A recent study shows one reason why this can be so helpful for our well-being (Oravecz et al., Personality and Individual Differences, 2020). In this study, 200+ people were surveyed (at 6 random times a day) to get a sense of when and how they felt love and how this impacted their psychological wellness. The researchers found that people who experienced higher awareness of moments of love and connection in everyday life had significantly higher levels of psychological well-being. These individuals also felt more of a sense of purpose and were more optimistic.
Additionally, these researchers found that as the subjects paid more attention to moments of love in their lives, they increased their awareness of love in their daily lives. Paying attention to something positive snowballs in a wonderful way. As we pay more attention to this thing, we notice it more and experience it more. Which leads to us paying attention to it more….
So, feel the love in your life. Look for those small moments when you connect with someone, when you share a moment, when you feel loved by or cared for about someone. Let these feelings into your heart and really let yourself experience them. As you feel the love more, you will have a greater sense of well-being and be more open to these special moments that happen regularly in our lives.
-Track moments when you feel loved throughout the day. Either keep a small notebook with you to jot these times down, or track it on your phone.
-Keep a Love Journal. Each night, right before you go to sleep, write in a small notebook you keep next to your bed. Record at least three moments from the day when you felt loved. Take at least 20 seconds to feel this love and let it really sink in. This is a lovely way to end the day, and it has you attend to these incidents during the day.

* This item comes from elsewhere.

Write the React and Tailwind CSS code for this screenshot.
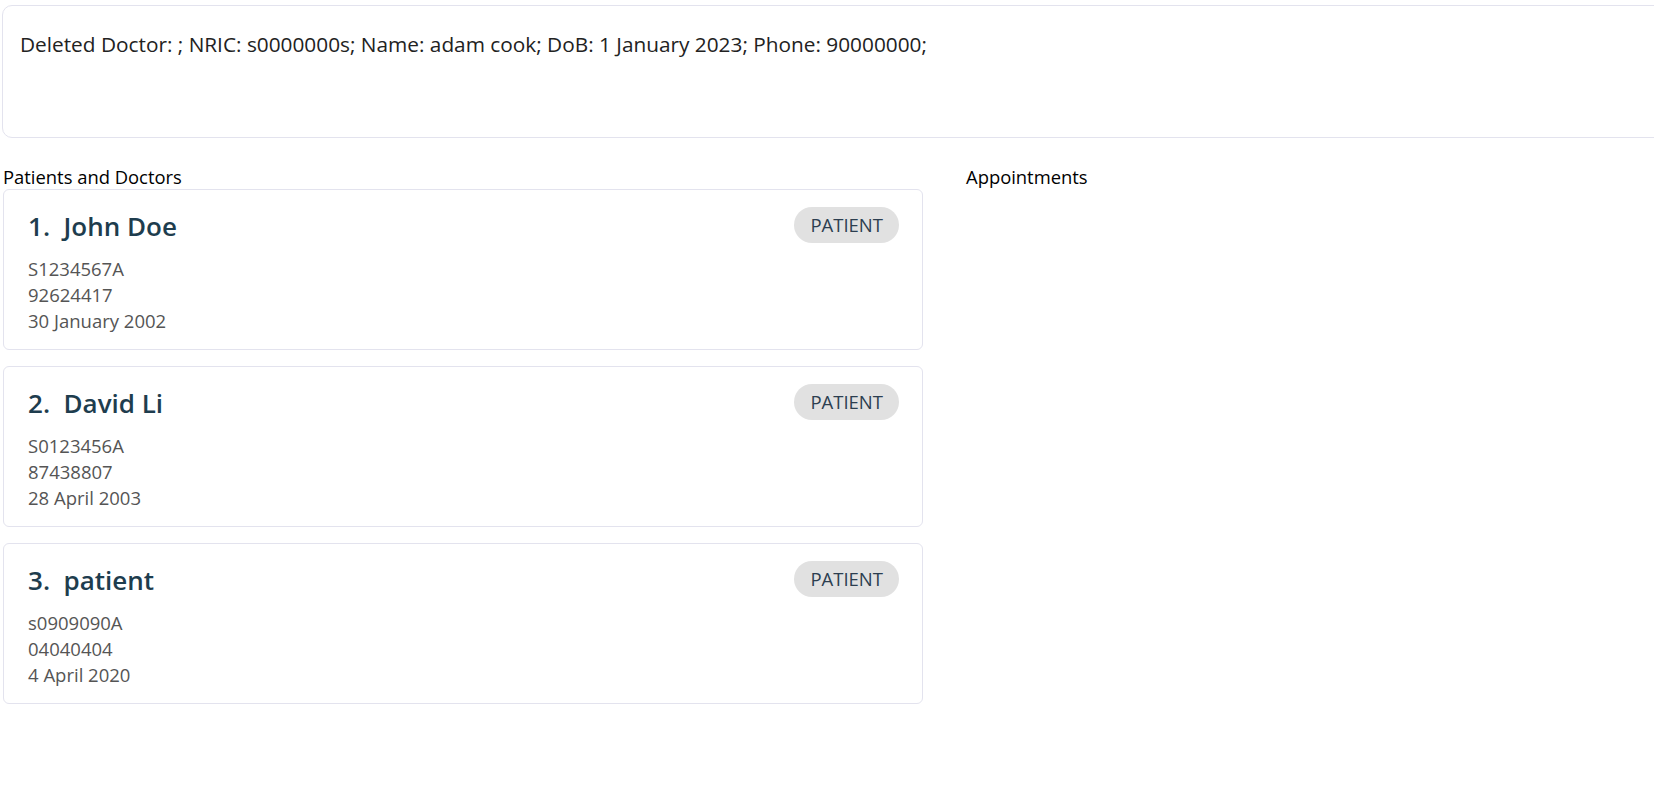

-Be open to people in your world as you go through your day. If you often wear ear buds, at least at times, leave them out and hear the sounds of life around you. If you tend to be on your phone, turn it off sometimes or leave it at home. Pay for items with an actual cashier instead of using the self-check line. Choose to engage in life. Be more aware of people and the opportunities you have to feel love and connection.